Senqu Capital

Our investment Philosophy

Bottom up investment processes are traditionally described as “value”, “momentum” or “growth” orientated. This simplistic approach is a manufactured construct that has been defined to pigeonhole managers into a textbook investment style but lacks relevance in the real world. Value is commonly misinterpreted as relative cheapness as measured by low earnings multiples; Momentum is construed as chasing what is in vogue; and growth a willingness to pay ever higher prices for rapidly expanding businesses. These are all critical factors that are part of the same equation and must be carefully considered together when making investment decisions.

The combination of a superior business model and an astute, entrepreneurial and well-incentivised management team frequently maximises the future cash flows of a business. If acquired at a reasonable price, owning such businesses provides the prospect of generating above average investment returns. We also understand the importance of genuine earnings momentum within a business. Our competitive advantage as investment managers is our ability to better understand the fundamental drivers of superior and inferior business models and to distinguish between exceptional, capable and poor management teams. Deeper insight into these factors allows us to invest with conviction over long periods of time in great businesses, and to avoid or short sell those inferior peers.
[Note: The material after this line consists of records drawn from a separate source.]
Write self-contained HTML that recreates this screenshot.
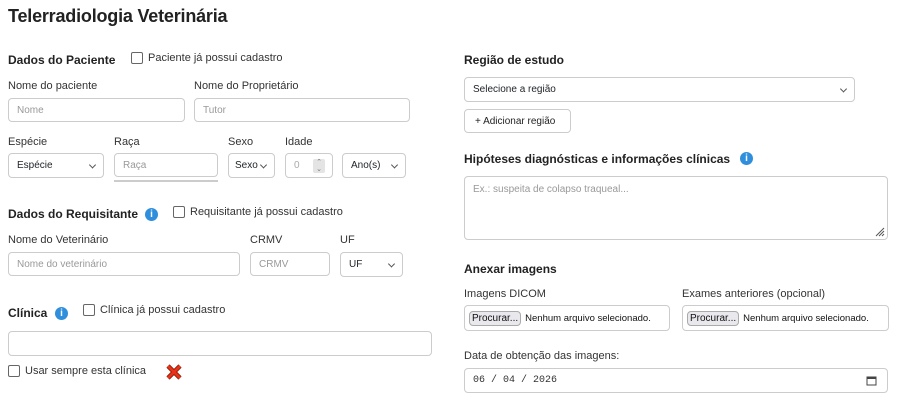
<!DOCTYPE html>
<html><head><meta charset="utf-8"><style>
*{box-sizing:border-box;margin:0;padding:0}
body{width:903px;height:409px;background:#fff;font-family:"Liberation Sans",sans-serif;color:#212529;position:relative;overflow:hidden;font-size:11px}
.a{position:absolute;white-space:nowrap}
h1{position:absolute;left:8px;top:6px;font-size:18px;font-weight:bold;color:#222;letter-spacing:-0.2px}
.h{font-weight:bold;font-size:12px;color:#222}
.l{font-size:11px;color:#333}
.box{position:absolute;border:1px solid #ccc;border-radius:4px;background:#fff;font-size:10px;color:#999;padding-left:8px;display:flex;align-items:center;white-space:nowrap}
.sel{color:#212529}
.sel:after{content:"";position:absolute;right:8px;top:50%;width:4px;height:4px;border-right:1px solid #555;border-bottom:1px solid #555;transform:translateY(-70%) rotate(45deg)}
.cb{position:absolute;width:12px;height:12px;border:1px solid #666;border-radius:2px;background:#fff}
.info{position:absolute;width:13px;height:13px;border-radius:50%;background:#2f8fdc;color:#fff;font-size:10px;font-weight:bold;text-align:center;line-height:13px}
.btn{border:1px solid #aaa;border-radius:4px;background:#e9e9ed;font-size:10px;color:#111;padding:1px 2px;margin-right:4px}
</style></head><body>
<h1>Telerradiologia Veterinária</h1>

<div class="a h" style="left:8px;top:53px">Dados do Paciente</div>
<div class="cb" style="left:131px;top:52px"></div>
<div class="a l" style="left:148px;top:52px">Paciente já possui cadastro</div>
<div class="a l" style="left:8px;top:80px">Nome do paciente</div>
<div class="a l" style="left:194px;top:80px">Nome do Proprietário</div>
<div class="box" style="left:8px;top:98px;width:177px;height:24px">Nome</div>
<div class="box" style="left:194px;top:98px;width:216px;height:24px">Tutor</div>

<div class="a l" style="left:8px;top:136px">Espécie</div>
<div class="a l" style="left:114px;top:136px">Raça</div>
<div class="a l" style="left:228px;top:136px">Sexo</div>
<div class="a l" style="left:285px;top:136px">Idade</div>
<div class="box sel" style="left:8px;top:153px;width:96px;height:25px">Espécie</div>
<div class="box" style="left:114px;top:153px;width:104px;height:24px">Raça</div>
<div class="a" style="left:114px;top:180px;width:104px;height:2px;background:#ccc"></div>
<div class="box sel" style="left:228px;top:153px;width:47px;height:25px;padding-left:6px">Sexo</div>
<div class="box" style="left:285px;top:153px;width:48px;height:25px;color:#aaa">0<div class="a" style="left:27px;top:5px;width:12px;height:14px;background:#e4e4e4;border-radius:2px;font-size:7px;color:#777;text-align:center;line-height:7px">⌃<br>⌄</div></div>
<div class="box sel" style="left:342px;top:153px;width:64px;height:25px">Ano(s)</div>

<div class="a h" style="left:8px;top:207px">Dados do Requisitante</div>
<div class="info" style="left:145px;top:208px">i</div>
<div class="cb" style="left:173px;top:206px"></div>
<div class="a l" style="left:190px;top:206px">Requisitante já possui cadastro</div>
<div class="a l" style="left:8px;top:234px">Nome do Veterinário</div>
<div class="a l" style="left:250px;top:234px">CRMV</div>
<div class="a l" style="left:340px;top:234px">UF</div>
<div class="box" style="left:8px;top:252px;width:232px;height:24px">Nome do veterinário</div>
<div class="box" style="left:250px;top:252px;width:80px;height:24px">CRMV</div>
<div class="box sel" style="left:340px;top:252px;width:63px;height:25px">UF</div>

<div class="a h" style="left:8px;top:306px">Clínica</div>
<div class="info" style="left:55px;top:307px">i</div>
<div class="cb" style="left:83px;top:304px"></div>
<div class="a l" style="left:100px;top:304px">Clínica já possui cadastro</div>
<div class="box" style="left:8px;top:331px;width:424px;height:25px"></div>
<div class="cb" style="left:8px;top:365px"></div>
<div class="a l" style="left:25px;top:365px">Usar sempre esta clínica</div>
<svg class="a" style="left:166px;top:364px" width="16" height="16" viewBox="0 0 16 16"><path d="M2 2L14 14M14 2L2 14" stroke="#8a1a00" stroke-width="4.5"/><path d="M2 2L14 14M14 2L2 14" stroke="#e8321a" stroke-width="2.8"/></svg>

<div class="a h" style="left:464px;top:53px">Região de estudo</div>
<div class="box sel" style="left:464px;top:77px;width:391px;height:25px">Selecione a região</div>
<div class="box" style="left:464px;top:109px;width:107px;height:24px;color:#222;padding-left:10px">+ Adicionar região</div>
<div class="a h" style="left:464px;top:152px">Hipóteses diagnósticas e informações clínicas</div>
<div class="info" style="left:740px;top:152px">i</div>
<div class="box" style="left:464px;top:176px;width:424px;height:64px;align-items:flex-start;padding-top:7px">Ex.: suspeita de colapso traqueal...<svg class="a" style="right:2px;bottom:2px" width="10" height="10"><path d="M9 1L1 9M9 4L4 9M9 7L7 9" stroke="#555"/></svg></div>
<div class="a h" style="left:464px;top:262px">Anexar imagens</div>
<div class="a l" style="left:464px;top:288px">Imagens DICOM</div>
<div class="a l" style="left:682px;top:288px">Exames anteriores (opcional)</div>
<div class="box" style="left:464px;top:305px;width:206px;height:26px;color:#111;padding-left:4px;font-size:9.5px"><span class="btn">Procurar...</span>Nenhum arquivo selecionado.</div>
<div class="box" style="left:682px;top:305px;width:207px;height:26px;color:#111;padding-left:4px;font-size:9.5px"><span class="btn">Procurar...</span>Nenhum arquivo selecionado.</div>
<div class="a l" style="left:464px;top:350px">Data de obtenção das imagens:</div>
<div class="box" style="left:464px;top:368px;width:424px;height:25px;color:#333;font-family:'Liberation Mono',monospace;font-size:10px">06 / 04 / 2026<svg class="a" style="right:10px;top:6px" width="11" height="11"><rect x="1" y="2" width="9" height="8" fill="none" stroke="#444"/><rect x="1" y="2" width="9" height="2" fill="#444"/></svg></div>
</body></html>
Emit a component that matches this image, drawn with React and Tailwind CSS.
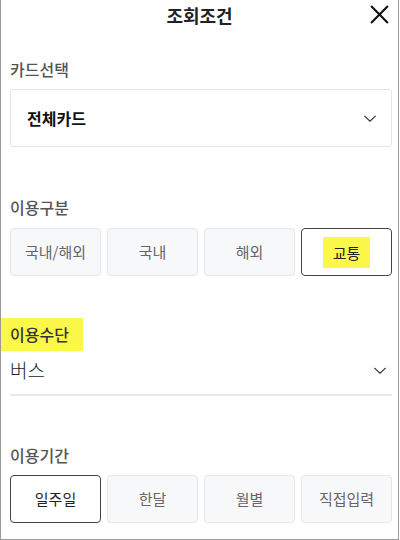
import React from "react";

const font = {
  fontFamily: '"Noto Sans CJK KR", "Noto Sans", sans-serif',
};

const Chevron = ({ className }) => (
  <svg
    viewBox="0 0 16 10"
    className={className}
    fill="none"
    stroke="#333"
    strokeWidth="1.4"
  >
    <path d="M1.5 2 L8 8 L14.5 2" />
  </svg>
);

const Segment = ({ items, active, highlight }) => (
  <div className="grid grid-cols-4 gap-[6px]">
    {items.map((item, i) =>
      i === active ? (
        <button
          key={item}
          className="h-[48px] rounded-[4px] border border-[#444] bg-white text-[15px] text-[#222] flex items-center justify-center"
        >
          {highlight ? (
            <span className="bg-[#fbf84a] px-[10px] py-[5px] leading-[21px]">
              {item}
            </span>
          ) : (
            item
          )}
        </button>
      ) : (
        <button
          key={item}
          className="h-[48px] rounded-[4px] border border-[#e6e7e9] bg-[#f7f8f9] text-[15px] text-[#666] flex items-center justify-center"
        >
          {item}
        </button>
      )
    )}
  </div>
);

const App = () => {
  return (
    <div
      style={font}
      className="w-[399px] h-[540px] bg-white border-l border-r border-b border-[#9a9a9a] overflow-hidden"
    >
      <header className="relative h-[30px] flex items-center justify-center">
        <h1 className="text-[18px] font-bold text-[#222]">조회조건</h1>
        <button className="absolute right-[8px] top-[4px]">
          <svg viewBox="0 0 20 20" className="w-[21px] h-[21px]" stroke="#111" strokeWidth="2">
            <path d="M2 2 L18 18 M18 2 L2 18" />
          </svg>
        </button>
      </header>

      <div className="pl-[9px] pr-[6px]">
        <p className="mt-[27px] text-[16px] font-medium text-[#555]">카드선택</p>
        <div className="mt-[8px] h-[58px] rounded-[3px] border border-[#e3e4e6] flex items-center justify-between pl-[16px] pr-[14px]">
          <span className="text-[16px] font-bold text-[#111]">전체카드</span>
          <Chevron className="w-[14px] h-[9px]" />
        </div>

        <p className="mt-[48px] text-[16px] font-medium text-[#555]">이용구분</p>
        <div className="mt-[9px]">
          <Segment items={["국내/해외", "국내", "해외", "교통"]} active={3} highlight />
        </div>
      </div>

      <div className="mt-[42px]">
        <span className="inline-block bg-[#fbf84a] pl-[9px] pr-[14px] py-[4px] text-[16px] font-medium text-[#333] leading-[25px]">
          이용수단
        </span>
      </div>
      <div className="pl-[9px] pr-[6px]">
        <div className="mt-[4px] flex items-center justify-between pb-[9px] border-b-2 border-[#e8e9eb]">
          <span className="text-[19px] font-light text-[#222] leading-[30px]">버스</span>
          <Chevron className="w-[14px] h-[9px] mr-[5px]" />
        </div>

        <p className="mt-[47px] text-[16px] font-medium text-[#555]">이용기간</p>
        <div className="mt-[8px]">
          <Segment items={["일주일", "한달", "월별", "직접입력"]} active={0} />
        </div>
      </div>
    </div>
  );
};

export default App;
However, the risks presented by politicians, commodity prices, interest rates, currencies, excessive systemic leverage and other macroeconomic factors are real and can have devastating impacts on asset prices. We seek to position our portfolio in a conservative manner to mitigate those macroeconomic risks. In addition, we stress test our individual investment cases to better understand how they may react in different scenarios and include this in our valuation methodology. We do not look to predict the future but rather react with pragmatism to events as they unfold.

We recognise that investment managers do not deal in certainties – “facts” are often disproved, information changes and we make errors in our assessments. We cautiously guard against biases, which can hinder incorporating the dynamic environment within which we operate. We continually evaluate new information and are flexible enough to recognize when an investment thesis is no longer valid.